*DATA FOR PROCESSING*:
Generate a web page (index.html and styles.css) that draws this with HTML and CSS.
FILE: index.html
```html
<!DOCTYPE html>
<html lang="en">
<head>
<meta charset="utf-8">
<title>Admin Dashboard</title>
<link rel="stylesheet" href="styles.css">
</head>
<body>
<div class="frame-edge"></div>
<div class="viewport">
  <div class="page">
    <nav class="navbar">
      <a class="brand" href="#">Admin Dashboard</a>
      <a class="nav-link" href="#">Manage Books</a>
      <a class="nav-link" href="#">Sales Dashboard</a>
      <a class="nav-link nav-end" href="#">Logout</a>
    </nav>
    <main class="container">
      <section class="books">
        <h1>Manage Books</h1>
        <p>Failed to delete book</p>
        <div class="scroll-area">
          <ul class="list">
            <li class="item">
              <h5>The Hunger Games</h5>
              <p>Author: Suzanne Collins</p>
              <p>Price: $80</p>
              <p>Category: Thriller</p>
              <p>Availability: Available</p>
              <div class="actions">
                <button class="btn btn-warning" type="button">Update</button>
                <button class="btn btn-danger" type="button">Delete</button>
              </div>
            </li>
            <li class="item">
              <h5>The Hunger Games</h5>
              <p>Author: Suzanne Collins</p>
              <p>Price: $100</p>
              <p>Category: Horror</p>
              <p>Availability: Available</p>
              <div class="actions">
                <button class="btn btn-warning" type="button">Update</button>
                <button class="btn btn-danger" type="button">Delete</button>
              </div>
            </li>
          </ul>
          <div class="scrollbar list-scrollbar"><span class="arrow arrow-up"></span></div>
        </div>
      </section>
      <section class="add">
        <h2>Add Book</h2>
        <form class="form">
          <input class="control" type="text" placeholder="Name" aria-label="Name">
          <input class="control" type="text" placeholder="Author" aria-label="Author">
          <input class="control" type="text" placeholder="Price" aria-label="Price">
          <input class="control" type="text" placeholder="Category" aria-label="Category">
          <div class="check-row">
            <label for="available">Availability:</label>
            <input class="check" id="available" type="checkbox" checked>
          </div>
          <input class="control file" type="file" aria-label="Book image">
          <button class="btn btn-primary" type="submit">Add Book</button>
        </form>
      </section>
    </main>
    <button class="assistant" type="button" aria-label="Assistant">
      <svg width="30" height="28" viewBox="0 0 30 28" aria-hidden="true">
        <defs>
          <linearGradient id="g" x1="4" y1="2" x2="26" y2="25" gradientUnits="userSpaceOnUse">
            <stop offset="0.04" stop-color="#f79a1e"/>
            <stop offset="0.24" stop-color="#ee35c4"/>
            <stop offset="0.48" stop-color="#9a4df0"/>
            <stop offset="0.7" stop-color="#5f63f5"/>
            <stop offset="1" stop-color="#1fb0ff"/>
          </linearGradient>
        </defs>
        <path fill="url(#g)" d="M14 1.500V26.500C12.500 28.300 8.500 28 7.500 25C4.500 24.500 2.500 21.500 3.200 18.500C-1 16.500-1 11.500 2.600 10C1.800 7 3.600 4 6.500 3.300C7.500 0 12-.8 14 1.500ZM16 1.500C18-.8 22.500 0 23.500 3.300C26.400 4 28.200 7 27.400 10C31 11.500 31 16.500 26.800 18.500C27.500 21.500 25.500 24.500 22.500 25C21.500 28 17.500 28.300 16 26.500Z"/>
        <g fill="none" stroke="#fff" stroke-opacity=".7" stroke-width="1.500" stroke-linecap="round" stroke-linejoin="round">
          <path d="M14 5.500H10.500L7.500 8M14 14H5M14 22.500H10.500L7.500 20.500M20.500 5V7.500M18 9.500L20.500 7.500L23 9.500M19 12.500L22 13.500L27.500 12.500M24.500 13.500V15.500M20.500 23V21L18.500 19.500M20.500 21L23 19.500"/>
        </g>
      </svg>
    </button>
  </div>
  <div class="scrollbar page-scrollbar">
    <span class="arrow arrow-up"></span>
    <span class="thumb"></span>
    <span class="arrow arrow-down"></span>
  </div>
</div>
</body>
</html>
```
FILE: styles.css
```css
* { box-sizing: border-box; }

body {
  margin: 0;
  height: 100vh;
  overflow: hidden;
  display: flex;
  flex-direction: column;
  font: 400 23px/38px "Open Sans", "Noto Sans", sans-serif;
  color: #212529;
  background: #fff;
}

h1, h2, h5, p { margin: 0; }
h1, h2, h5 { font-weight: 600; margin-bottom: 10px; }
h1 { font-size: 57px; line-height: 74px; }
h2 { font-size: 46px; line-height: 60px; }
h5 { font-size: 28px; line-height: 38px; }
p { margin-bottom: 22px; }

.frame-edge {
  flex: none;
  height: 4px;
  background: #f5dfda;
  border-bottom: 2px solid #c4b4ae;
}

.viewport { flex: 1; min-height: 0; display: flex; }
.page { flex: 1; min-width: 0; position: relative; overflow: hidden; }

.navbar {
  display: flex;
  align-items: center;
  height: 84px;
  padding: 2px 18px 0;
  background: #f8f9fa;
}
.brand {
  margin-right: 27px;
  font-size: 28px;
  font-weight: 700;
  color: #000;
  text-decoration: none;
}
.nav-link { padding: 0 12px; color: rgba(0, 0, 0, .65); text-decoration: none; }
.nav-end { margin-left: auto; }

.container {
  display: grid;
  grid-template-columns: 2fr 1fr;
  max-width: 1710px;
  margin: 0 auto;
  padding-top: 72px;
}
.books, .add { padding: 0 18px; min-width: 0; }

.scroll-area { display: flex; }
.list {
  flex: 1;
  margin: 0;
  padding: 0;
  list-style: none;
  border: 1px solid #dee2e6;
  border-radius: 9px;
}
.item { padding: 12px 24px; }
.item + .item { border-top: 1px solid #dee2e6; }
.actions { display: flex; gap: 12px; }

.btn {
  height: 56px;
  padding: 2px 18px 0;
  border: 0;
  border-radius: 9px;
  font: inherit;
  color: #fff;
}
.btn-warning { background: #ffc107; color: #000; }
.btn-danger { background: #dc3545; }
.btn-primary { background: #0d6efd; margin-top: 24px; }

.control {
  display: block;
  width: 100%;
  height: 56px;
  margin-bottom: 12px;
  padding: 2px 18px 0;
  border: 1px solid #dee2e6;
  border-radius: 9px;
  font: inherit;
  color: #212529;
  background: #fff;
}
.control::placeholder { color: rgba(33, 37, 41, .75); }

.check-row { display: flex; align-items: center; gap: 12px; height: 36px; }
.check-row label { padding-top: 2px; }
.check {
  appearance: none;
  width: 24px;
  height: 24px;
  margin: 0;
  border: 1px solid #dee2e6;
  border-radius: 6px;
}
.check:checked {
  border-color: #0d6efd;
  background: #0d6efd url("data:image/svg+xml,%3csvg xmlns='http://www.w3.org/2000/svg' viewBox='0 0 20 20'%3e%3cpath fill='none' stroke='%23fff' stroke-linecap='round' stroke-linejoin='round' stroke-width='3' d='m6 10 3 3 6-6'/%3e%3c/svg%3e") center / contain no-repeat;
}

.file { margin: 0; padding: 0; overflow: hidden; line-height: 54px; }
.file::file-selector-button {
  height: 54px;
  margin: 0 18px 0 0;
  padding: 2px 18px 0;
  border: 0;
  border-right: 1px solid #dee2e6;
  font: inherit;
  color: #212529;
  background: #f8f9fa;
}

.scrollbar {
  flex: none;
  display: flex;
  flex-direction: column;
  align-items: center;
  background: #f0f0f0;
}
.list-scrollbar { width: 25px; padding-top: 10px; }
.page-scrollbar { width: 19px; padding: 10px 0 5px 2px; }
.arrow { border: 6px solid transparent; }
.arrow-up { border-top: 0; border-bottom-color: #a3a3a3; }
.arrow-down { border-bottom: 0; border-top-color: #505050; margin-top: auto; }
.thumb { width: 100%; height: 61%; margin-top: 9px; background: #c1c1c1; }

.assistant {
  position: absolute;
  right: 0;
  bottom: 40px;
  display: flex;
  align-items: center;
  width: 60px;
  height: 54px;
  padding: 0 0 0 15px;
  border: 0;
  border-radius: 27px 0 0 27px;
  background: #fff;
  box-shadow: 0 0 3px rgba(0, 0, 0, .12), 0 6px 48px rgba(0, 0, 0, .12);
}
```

---

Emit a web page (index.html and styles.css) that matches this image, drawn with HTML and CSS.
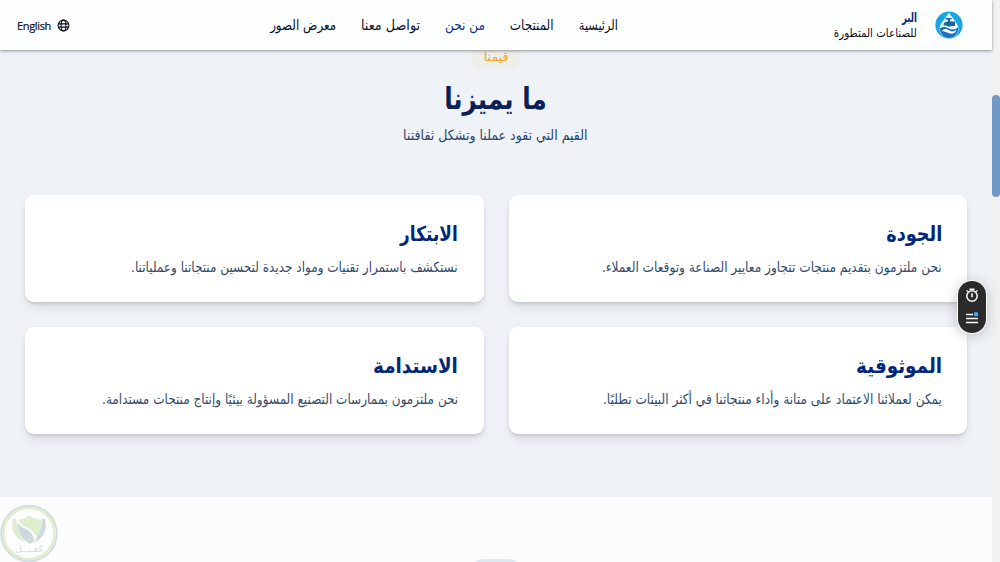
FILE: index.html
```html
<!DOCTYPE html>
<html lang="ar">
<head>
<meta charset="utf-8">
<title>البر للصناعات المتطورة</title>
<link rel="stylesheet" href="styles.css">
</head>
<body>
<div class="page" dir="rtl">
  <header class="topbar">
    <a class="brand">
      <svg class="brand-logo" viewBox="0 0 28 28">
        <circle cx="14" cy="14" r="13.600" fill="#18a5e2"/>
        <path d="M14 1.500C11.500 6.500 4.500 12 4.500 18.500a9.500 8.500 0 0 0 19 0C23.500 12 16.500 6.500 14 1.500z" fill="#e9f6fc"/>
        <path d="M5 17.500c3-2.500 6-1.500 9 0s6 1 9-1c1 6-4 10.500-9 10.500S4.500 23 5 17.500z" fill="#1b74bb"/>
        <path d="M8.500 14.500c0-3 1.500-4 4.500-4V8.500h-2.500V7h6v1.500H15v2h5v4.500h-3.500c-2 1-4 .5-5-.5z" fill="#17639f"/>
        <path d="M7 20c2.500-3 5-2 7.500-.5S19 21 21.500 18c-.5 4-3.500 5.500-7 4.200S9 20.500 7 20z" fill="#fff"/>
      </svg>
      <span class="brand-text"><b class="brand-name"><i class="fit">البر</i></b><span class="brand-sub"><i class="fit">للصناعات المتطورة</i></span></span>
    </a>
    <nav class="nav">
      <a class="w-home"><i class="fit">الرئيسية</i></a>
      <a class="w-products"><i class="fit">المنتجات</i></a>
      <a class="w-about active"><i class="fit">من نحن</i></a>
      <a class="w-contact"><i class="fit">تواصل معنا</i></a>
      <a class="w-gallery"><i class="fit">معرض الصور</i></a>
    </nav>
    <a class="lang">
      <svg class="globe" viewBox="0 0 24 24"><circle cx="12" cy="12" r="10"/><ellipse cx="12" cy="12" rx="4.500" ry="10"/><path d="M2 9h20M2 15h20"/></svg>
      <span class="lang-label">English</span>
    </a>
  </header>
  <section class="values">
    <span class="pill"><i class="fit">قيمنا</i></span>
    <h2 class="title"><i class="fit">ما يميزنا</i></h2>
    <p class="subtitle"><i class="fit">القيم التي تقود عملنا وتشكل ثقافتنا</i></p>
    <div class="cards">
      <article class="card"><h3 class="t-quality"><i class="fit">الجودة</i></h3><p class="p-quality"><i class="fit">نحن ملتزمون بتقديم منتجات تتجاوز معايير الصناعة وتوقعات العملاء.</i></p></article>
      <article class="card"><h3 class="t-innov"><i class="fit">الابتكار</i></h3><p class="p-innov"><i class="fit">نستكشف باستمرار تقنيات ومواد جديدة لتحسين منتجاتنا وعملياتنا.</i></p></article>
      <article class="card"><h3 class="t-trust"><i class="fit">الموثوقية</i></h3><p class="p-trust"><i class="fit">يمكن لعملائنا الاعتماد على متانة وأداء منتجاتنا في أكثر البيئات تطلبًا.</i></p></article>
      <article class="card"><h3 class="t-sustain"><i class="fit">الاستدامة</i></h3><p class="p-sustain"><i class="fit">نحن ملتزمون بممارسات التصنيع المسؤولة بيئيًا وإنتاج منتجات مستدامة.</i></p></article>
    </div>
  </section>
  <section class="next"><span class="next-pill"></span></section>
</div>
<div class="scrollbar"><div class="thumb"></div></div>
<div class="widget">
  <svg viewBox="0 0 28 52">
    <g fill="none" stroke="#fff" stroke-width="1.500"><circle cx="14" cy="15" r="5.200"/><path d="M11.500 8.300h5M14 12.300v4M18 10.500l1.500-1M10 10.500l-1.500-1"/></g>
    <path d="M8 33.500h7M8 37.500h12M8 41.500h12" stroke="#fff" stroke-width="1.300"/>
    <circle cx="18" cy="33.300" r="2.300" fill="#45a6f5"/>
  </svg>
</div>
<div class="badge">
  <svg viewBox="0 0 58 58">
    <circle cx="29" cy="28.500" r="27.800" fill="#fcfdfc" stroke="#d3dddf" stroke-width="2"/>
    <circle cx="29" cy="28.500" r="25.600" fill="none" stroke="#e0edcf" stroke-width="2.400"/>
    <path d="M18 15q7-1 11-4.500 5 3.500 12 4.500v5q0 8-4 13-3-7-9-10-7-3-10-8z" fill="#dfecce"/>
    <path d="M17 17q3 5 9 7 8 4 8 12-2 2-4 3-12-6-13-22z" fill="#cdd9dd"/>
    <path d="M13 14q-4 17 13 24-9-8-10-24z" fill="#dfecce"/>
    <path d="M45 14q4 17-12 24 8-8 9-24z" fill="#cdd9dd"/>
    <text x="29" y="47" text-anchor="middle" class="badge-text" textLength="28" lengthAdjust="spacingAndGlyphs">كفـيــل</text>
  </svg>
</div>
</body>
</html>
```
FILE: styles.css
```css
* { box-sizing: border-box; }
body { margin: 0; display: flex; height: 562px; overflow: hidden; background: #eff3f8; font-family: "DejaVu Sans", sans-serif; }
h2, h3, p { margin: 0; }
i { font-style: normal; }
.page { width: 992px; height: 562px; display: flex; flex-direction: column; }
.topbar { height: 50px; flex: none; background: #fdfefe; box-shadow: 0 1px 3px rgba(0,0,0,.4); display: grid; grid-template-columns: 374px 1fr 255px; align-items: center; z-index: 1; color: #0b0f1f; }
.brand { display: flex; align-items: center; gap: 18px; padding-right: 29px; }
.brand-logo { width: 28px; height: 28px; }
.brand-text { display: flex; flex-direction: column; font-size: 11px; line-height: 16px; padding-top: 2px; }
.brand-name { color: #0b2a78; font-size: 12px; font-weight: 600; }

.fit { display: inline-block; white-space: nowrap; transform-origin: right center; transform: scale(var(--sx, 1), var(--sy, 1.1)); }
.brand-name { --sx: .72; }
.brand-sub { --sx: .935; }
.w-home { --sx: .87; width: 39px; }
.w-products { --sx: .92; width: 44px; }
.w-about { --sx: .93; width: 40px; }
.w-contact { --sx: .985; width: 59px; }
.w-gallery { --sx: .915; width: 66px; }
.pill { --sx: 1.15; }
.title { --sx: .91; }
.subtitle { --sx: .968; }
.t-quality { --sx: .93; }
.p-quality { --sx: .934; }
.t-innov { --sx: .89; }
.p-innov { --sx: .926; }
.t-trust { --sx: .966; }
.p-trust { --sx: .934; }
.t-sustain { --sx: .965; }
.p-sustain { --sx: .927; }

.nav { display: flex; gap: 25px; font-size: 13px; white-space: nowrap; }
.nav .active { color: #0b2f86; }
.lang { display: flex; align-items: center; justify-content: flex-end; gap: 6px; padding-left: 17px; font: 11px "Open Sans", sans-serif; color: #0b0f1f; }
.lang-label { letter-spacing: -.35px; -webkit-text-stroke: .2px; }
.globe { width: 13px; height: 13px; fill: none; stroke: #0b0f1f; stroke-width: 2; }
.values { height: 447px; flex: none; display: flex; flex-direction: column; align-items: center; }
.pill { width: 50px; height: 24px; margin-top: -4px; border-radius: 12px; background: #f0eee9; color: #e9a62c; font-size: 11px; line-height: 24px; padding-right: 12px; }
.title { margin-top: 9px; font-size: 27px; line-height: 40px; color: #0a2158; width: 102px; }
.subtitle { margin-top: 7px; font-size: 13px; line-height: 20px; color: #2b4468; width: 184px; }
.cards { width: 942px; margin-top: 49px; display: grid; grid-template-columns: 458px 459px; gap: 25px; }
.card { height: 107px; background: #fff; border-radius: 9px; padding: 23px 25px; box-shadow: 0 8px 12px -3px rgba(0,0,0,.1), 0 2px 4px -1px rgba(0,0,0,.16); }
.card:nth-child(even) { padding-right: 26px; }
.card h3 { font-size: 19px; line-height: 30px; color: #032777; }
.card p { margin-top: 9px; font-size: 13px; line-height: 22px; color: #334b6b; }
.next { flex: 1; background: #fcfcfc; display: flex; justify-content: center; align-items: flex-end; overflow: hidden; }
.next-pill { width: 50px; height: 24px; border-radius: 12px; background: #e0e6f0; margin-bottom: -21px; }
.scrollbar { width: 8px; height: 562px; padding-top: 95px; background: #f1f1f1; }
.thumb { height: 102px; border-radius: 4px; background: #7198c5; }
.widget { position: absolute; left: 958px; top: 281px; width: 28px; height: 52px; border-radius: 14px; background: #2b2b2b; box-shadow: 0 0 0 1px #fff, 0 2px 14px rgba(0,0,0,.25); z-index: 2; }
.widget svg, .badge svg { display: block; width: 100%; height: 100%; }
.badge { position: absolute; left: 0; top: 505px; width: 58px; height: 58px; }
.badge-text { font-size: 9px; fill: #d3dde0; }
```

*EXERCISE BRIEF*:
In the records above, locate the lines holding the word "this". Copy each of them.

*FINISHED TASK*:
Generate a web page (index.html and styles.css) that draws this with HTML and CSS.
Emit a web page (index.html and styles.css) that matches this image, drawn with HTML and CSS.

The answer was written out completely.